The study’s findings lay a robust foundation for practical applications in the agricultural sector, particularly for addressing the challenges posed by climate variability. By leveraging a deep neural network, this research highlights the significant influence of CMIP6-projected maximum temperatures and precipitation on crop yields [63], providing valuable insights for policymakers, agronomists, and farmers [64,65]. Furthermore, integrating advanced prediction models with climate data can drive more efficient resource utilization, enhance crop planning strategies and improve agricultural profitability [66]. By bridging critical knowledge gaps and utilizing data-driven methodologies, this study has the potential to foster resilience in agriculture, enabling stakeholders to adapt to future climatic uncertainties and secure sustainable food production systems. Additionally, we aim to explore the application of fuzzy-based deep learning techniques to crop yield prediction, which could enhance the model’s flexibility and performance in varying agricultural contexts

5. Conclusions

Pakistan’s agriculture faces significant challenges posed by climate change, including increased drought and heat stress, and increased flood risks, particularly under the SSP2-4.5 and SSP5-8.5 pathways. Regions such as Sindh and Baluchistan, already vulnerable to drought and flood-prone areas in northern Pakistan, are experiencing declines in crop yields of essential crops like rice and wheat. Addressing these challenges is critical to ensuring food security for the growing population and improving agricultural sustainability. This study underscores the importance of adaptation strategies, such as cultivating drought-tolerant crops, implementing advanced irrigation systems, improving flood management, and adopting region-specific farming practices. Furthermore, integrating advanced technologies, such as deep neural networks, offers transformative potential to improve crop yield predictions by analyzing factors such as maximum temperature and precipitation’s effects on crop yield. The model has demonstrated high reliability and precision in reducing agricultural losses and improving decision-making.
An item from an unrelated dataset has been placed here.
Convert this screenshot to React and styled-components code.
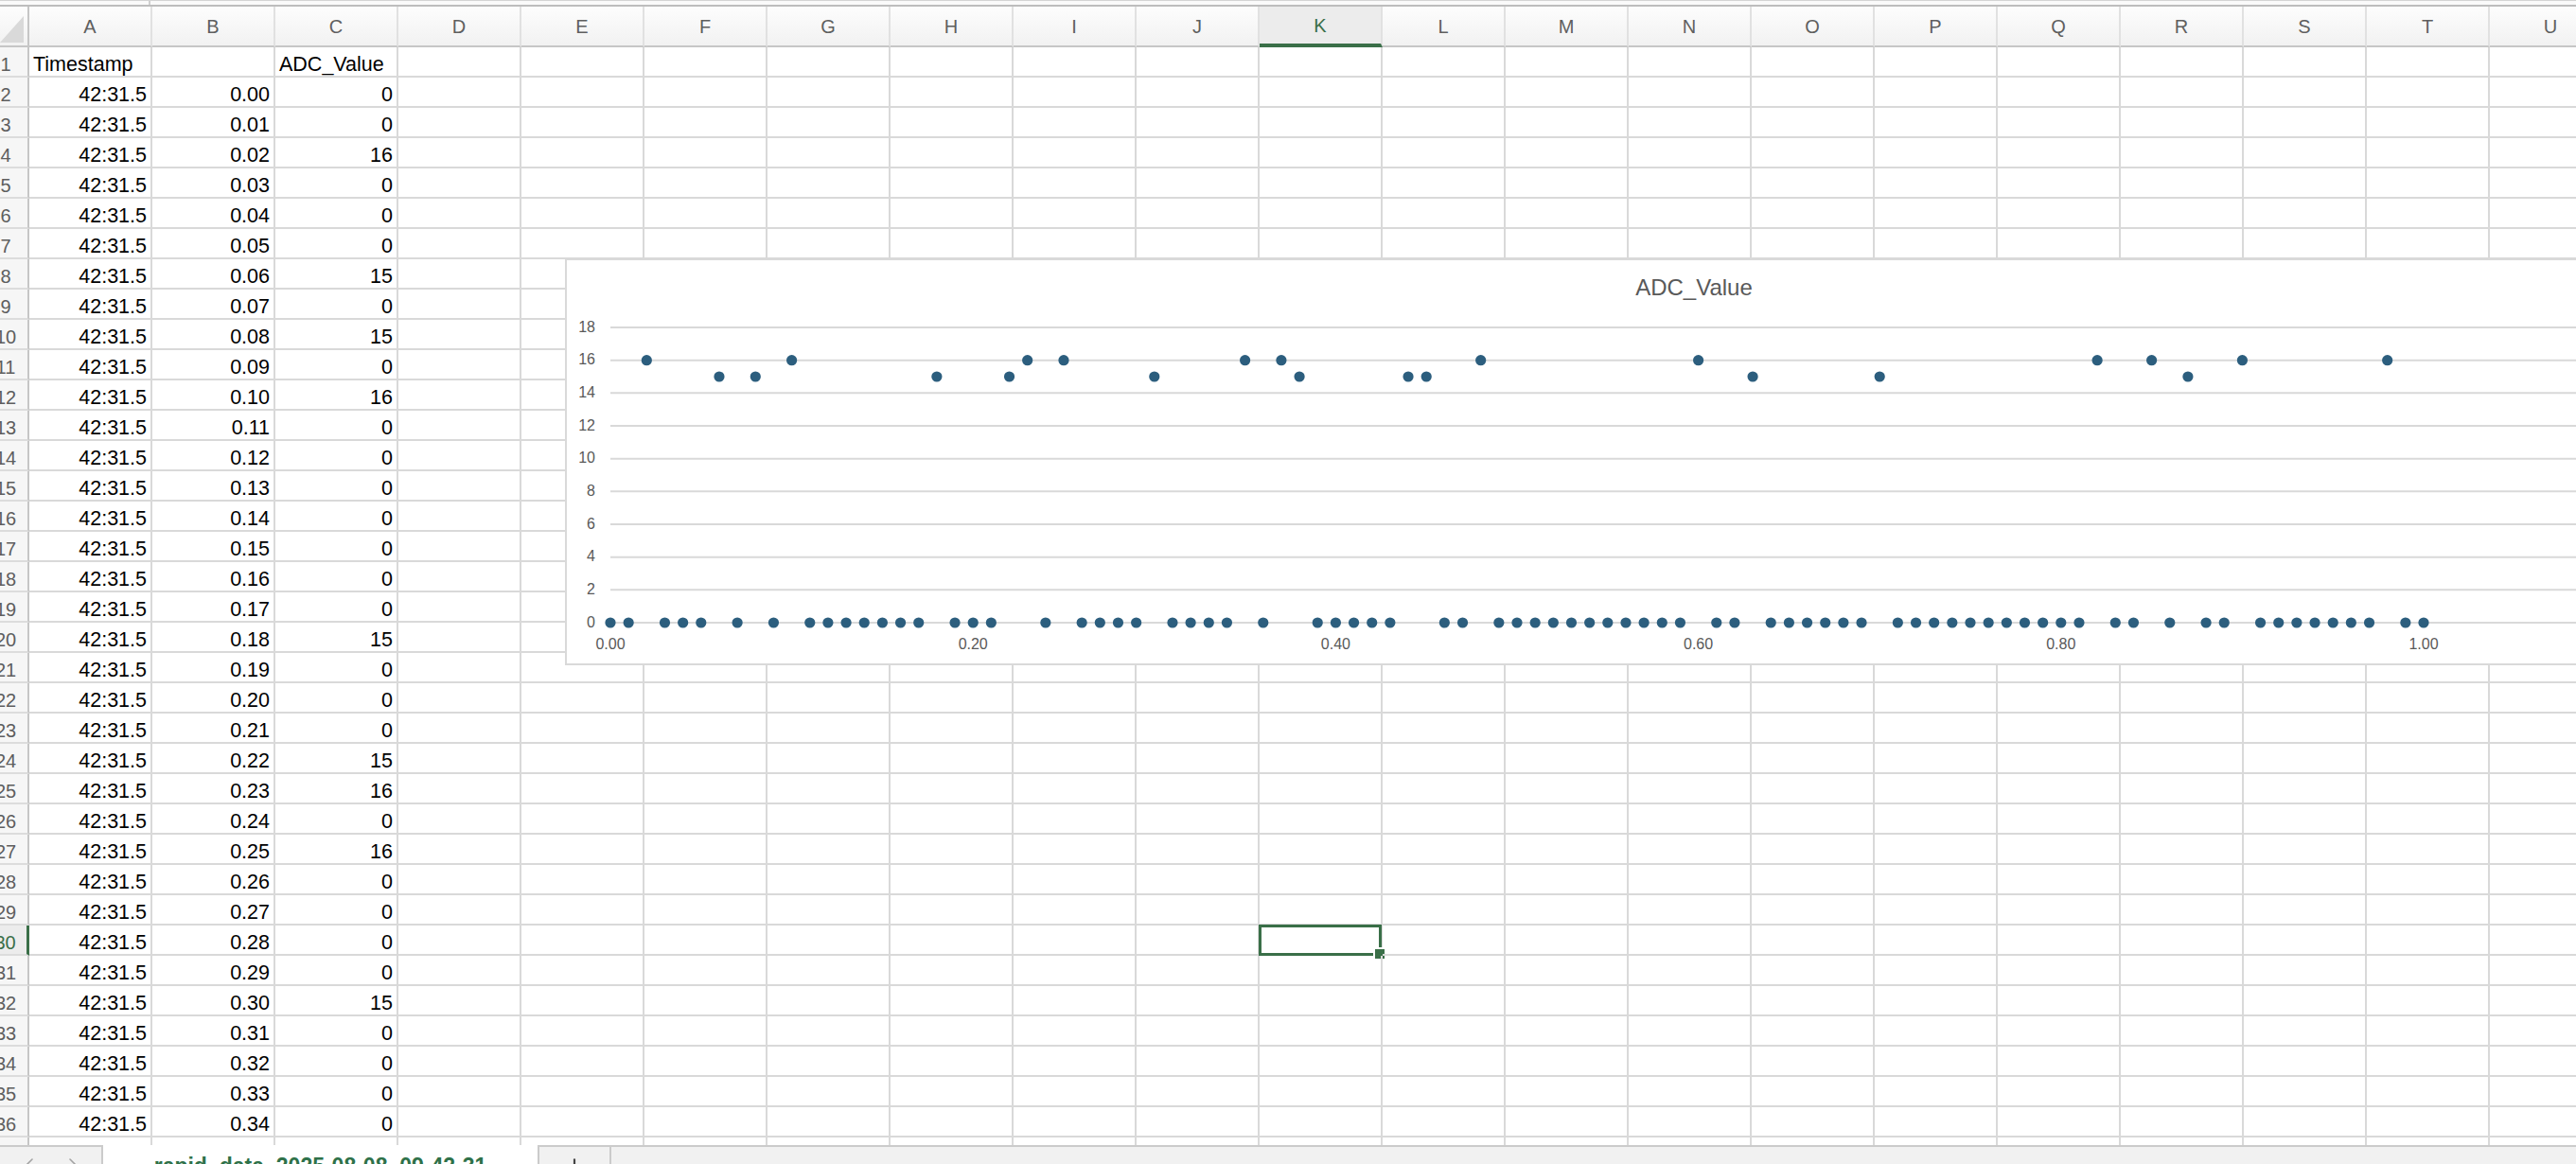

The research findings highlight the urgency of innovative climate forecasting and resilient framing practices to counter the impacts of climate variability. Leveraging advanced predictive models and region-specific strategies can significantly advance sustainable agriculture, ensuring long-term food production amid unprecedented climate challenges. These insights provide a pathway for policymakers, researchers, and farmers to adopt proactive measures for Pakistan’s agricultural future. By focusing on sustainable practices and climate-resilient strategies, this study aligns with Sustainable Development Goal 2 (Zero Hunger), aiming to improve food security and agricultural productivity, and Sustainable Development Goal 13 (Climate Action), addressing the need for climate adaptation to safeguard agriculture in the context of climate change.